• Stated goal: Begin with the first line of the material and write out each line exactly, ending with the line that contains "const [model, setModel]". Pictures are not part of the copy.

• Provided data:
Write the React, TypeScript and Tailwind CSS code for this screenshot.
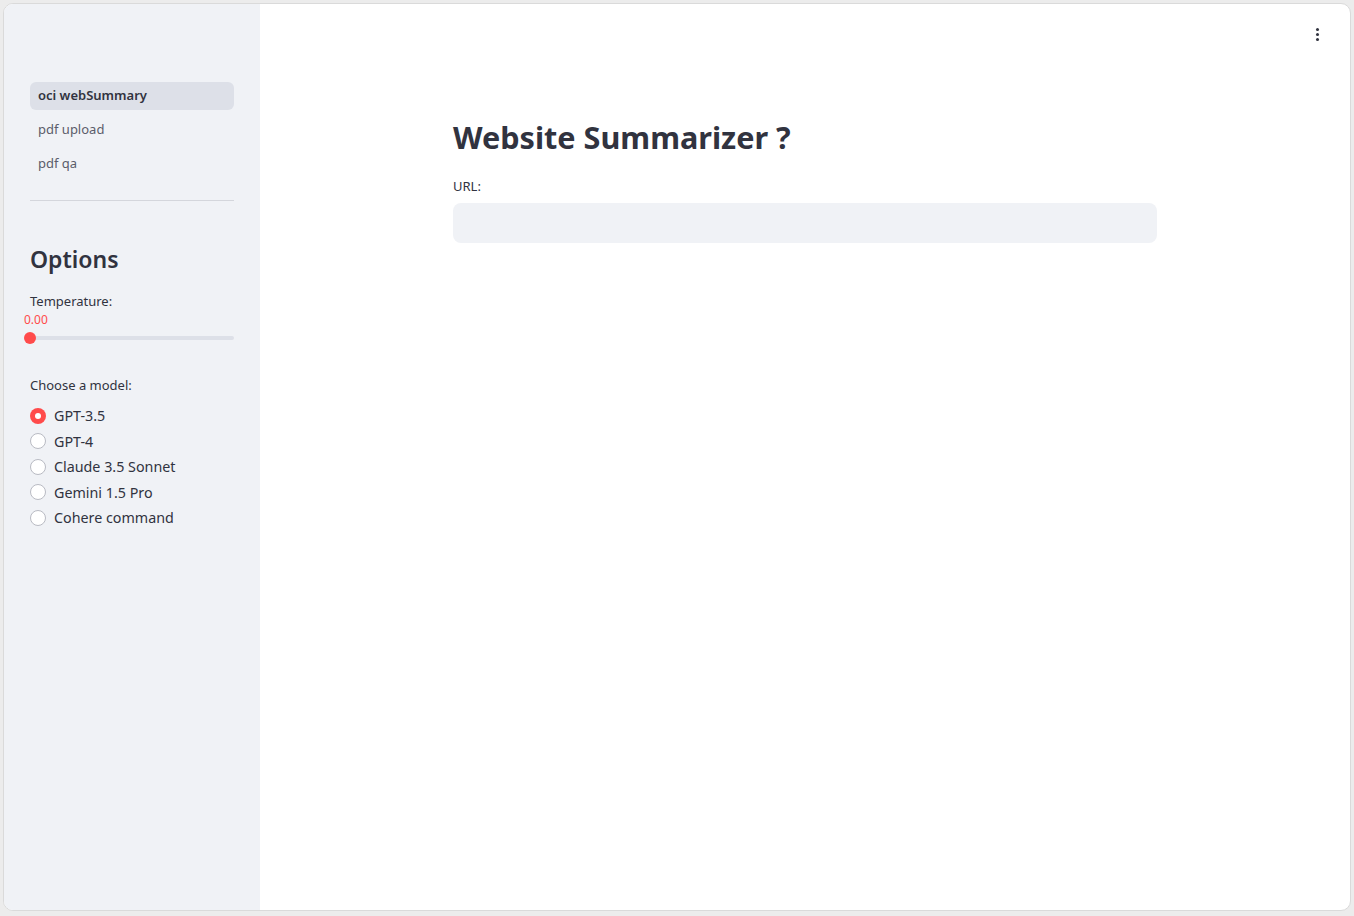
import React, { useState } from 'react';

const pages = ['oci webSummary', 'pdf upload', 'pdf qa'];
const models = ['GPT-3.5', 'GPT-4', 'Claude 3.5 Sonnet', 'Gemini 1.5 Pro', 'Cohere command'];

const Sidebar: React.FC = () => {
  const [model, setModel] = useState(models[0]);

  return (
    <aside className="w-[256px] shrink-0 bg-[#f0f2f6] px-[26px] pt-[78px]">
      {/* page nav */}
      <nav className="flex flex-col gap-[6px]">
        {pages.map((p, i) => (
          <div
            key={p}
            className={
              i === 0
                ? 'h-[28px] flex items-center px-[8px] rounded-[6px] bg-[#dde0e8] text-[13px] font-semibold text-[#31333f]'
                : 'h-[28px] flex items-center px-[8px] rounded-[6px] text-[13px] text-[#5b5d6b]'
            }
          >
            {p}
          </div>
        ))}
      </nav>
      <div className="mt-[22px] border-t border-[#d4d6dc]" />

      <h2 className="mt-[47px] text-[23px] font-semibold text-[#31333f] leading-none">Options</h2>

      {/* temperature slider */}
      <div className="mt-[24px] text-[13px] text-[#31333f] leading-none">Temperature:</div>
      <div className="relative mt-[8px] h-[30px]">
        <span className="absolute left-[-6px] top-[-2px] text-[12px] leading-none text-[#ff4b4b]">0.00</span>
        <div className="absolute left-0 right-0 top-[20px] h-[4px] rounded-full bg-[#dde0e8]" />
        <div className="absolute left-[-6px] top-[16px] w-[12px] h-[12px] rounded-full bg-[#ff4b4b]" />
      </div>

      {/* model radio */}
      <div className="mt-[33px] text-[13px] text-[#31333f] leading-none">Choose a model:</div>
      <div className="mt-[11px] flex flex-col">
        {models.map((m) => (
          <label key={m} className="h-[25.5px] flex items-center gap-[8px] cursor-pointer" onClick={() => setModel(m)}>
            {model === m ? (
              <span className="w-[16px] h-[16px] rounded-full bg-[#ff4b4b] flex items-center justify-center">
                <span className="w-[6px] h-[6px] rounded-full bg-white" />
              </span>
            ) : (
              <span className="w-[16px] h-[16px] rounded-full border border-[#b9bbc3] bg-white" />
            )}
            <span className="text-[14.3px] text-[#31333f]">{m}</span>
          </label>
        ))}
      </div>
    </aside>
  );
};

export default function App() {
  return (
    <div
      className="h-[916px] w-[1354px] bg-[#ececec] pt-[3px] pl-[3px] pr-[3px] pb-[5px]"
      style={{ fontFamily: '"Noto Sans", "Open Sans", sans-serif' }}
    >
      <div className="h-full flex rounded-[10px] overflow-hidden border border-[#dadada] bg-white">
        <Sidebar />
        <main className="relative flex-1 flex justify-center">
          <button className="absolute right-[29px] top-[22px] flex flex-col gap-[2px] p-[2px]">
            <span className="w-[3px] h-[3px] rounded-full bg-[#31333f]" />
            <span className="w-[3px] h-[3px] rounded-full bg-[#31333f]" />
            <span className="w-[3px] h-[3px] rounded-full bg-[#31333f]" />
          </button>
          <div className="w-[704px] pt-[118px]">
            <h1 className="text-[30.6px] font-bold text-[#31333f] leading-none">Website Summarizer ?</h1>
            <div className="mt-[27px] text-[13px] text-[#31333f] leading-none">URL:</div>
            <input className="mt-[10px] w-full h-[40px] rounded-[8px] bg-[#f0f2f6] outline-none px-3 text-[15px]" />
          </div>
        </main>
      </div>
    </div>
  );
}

• Answer to this exercise:
Write the React, TypeScript and Tailwind CSS code for this screenshot.
import React, { useState } from 'react';

const pages = ['oci webSummary', 'pdf upload', 'pdf qa'];
const models = ['GPT-3.5', 'GPT-4', 'Claude 3.5 Sonnet', 'Gemini 1.5 Pro', 'Cohere command'];

const Sidebar: React.FC = () => {
  const [model, setModel] = useState(models[0]);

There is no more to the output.